The Baek clan (苩氏) was a powerful noble clan of Baekje, one of the Three Kingdoms of Korea.

==History==
They were one of the "Great Eight Families" (Daeseongpaljok, 大姓八族) of Baekje: (Sa (沙氏), Yeon (燕氏), Hyeop (劦氏), Hae (解氏), Jin (眞氏), Guk (國氏), Mok (木氏), and Baek (苩氏)). This helped them gain high court positions in the government and military.

After the Battle at Mt. Amak fortress (阿莫山城) against Silla during the beginning of the reign of King Mu of Baekje the Great Eight Families lost a great deal of power. Among the families the Hae clan (who had led the battle), Hyeop, Jin and Mok disappeared from the central political stage leaving only the Yeon, Guk and Baek clans. The Sa clan promoted their influence by military force and produced a queen in the late reign of Mu of Baekje.

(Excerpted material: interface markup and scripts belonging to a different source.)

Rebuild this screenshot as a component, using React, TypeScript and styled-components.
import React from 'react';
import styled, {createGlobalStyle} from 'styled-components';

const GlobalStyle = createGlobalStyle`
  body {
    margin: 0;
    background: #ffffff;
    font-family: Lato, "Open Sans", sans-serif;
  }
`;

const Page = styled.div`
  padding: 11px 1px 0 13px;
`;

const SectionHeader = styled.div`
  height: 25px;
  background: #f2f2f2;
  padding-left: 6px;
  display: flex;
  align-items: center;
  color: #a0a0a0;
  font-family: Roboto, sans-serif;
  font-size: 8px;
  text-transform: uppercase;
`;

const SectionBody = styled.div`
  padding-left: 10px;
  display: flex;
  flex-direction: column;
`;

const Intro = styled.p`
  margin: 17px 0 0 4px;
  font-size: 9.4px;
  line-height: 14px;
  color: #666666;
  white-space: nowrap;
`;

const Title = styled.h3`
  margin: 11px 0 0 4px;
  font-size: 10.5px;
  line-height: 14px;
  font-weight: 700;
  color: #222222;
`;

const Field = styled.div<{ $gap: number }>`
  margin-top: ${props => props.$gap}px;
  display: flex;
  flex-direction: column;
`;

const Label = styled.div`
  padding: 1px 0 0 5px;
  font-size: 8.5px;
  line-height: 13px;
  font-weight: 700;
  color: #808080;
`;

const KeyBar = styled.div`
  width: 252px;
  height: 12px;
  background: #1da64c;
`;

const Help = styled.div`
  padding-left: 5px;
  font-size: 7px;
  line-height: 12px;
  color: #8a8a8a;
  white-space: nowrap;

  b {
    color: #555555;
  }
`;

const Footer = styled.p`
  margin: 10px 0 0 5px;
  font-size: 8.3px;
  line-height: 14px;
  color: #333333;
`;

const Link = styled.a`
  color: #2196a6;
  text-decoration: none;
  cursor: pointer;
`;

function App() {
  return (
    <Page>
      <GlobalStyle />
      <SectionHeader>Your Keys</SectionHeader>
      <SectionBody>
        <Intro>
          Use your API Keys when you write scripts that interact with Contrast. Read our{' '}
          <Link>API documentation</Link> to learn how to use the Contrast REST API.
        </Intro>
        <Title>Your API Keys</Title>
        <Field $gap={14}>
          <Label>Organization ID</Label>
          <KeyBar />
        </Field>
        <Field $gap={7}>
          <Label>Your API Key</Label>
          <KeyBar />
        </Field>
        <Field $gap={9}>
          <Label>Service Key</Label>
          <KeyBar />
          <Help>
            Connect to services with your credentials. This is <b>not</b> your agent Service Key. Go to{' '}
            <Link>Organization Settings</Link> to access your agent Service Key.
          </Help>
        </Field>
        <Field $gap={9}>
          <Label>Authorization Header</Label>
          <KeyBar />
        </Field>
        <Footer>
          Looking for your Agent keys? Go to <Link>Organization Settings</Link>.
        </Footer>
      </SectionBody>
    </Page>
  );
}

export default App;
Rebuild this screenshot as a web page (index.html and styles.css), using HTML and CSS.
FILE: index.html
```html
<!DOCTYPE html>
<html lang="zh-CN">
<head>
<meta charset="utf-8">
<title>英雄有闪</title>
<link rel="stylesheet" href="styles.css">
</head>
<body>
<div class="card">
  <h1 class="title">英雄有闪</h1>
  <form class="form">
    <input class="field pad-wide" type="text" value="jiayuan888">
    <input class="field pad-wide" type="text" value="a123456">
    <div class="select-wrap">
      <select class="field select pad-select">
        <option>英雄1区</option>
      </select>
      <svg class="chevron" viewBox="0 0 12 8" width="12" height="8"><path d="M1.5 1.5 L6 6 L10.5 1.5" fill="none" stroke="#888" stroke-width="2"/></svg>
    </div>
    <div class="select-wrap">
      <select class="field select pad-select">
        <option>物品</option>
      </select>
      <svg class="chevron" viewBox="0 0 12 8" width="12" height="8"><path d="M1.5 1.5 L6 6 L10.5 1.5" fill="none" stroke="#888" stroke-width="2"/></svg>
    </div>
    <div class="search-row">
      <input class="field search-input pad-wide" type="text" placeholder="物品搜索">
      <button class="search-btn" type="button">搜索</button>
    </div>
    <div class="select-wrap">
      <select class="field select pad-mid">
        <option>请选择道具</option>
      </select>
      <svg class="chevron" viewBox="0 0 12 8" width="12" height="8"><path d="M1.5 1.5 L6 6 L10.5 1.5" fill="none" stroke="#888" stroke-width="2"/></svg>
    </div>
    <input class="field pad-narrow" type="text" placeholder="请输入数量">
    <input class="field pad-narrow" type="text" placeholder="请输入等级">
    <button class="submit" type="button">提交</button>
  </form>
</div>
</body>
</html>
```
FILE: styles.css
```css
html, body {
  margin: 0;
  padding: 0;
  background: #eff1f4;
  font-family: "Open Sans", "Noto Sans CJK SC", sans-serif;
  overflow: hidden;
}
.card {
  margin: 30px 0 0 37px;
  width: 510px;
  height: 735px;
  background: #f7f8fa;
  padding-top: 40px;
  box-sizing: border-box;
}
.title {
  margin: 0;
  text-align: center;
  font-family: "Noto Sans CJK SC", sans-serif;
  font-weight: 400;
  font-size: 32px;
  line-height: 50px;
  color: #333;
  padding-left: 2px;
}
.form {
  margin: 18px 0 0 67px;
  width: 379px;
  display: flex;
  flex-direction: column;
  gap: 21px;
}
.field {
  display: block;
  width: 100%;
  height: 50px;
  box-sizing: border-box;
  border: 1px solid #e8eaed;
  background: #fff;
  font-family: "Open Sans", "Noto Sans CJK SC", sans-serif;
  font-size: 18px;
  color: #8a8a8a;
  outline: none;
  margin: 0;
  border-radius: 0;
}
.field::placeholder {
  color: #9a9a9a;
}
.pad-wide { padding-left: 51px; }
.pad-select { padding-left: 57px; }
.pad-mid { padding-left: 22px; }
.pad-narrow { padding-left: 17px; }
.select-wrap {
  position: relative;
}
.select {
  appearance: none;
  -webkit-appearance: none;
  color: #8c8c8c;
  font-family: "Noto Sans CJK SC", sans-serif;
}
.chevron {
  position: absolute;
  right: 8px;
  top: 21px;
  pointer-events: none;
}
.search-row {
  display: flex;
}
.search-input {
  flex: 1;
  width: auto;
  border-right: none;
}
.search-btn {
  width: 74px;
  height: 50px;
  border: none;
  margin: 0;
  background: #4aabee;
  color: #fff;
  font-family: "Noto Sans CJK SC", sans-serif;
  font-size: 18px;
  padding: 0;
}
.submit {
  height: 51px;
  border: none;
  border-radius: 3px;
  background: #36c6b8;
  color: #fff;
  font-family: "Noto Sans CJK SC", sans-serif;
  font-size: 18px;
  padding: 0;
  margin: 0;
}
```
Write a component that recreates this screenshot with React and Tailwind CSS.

They did not lose their status as central nobles during the reign of the last King, Uija of Baekje by colluding with royal authority. The Buyeo clan (the royal family, 扶餘氏) acquired influence with the collapse of the Great Eight Families. After King Uija acceded the throne, royal might was also divided and the lineal descendant of the royal clan with the king as its center was in control of political situation. Among the Great Eight Families, Yeon and Baek clans fell behind and only clans of Sa and Guk maintained their status as central nobles. In the late Baekje all the Great Eight Families except for Sa and Guk clans lost their status as the central nobles and were degraded to local influence at last.

==Known Members==
The records of the Baek clan are sparse and broken making it hard to create a family tree but can be viewed as a timeline.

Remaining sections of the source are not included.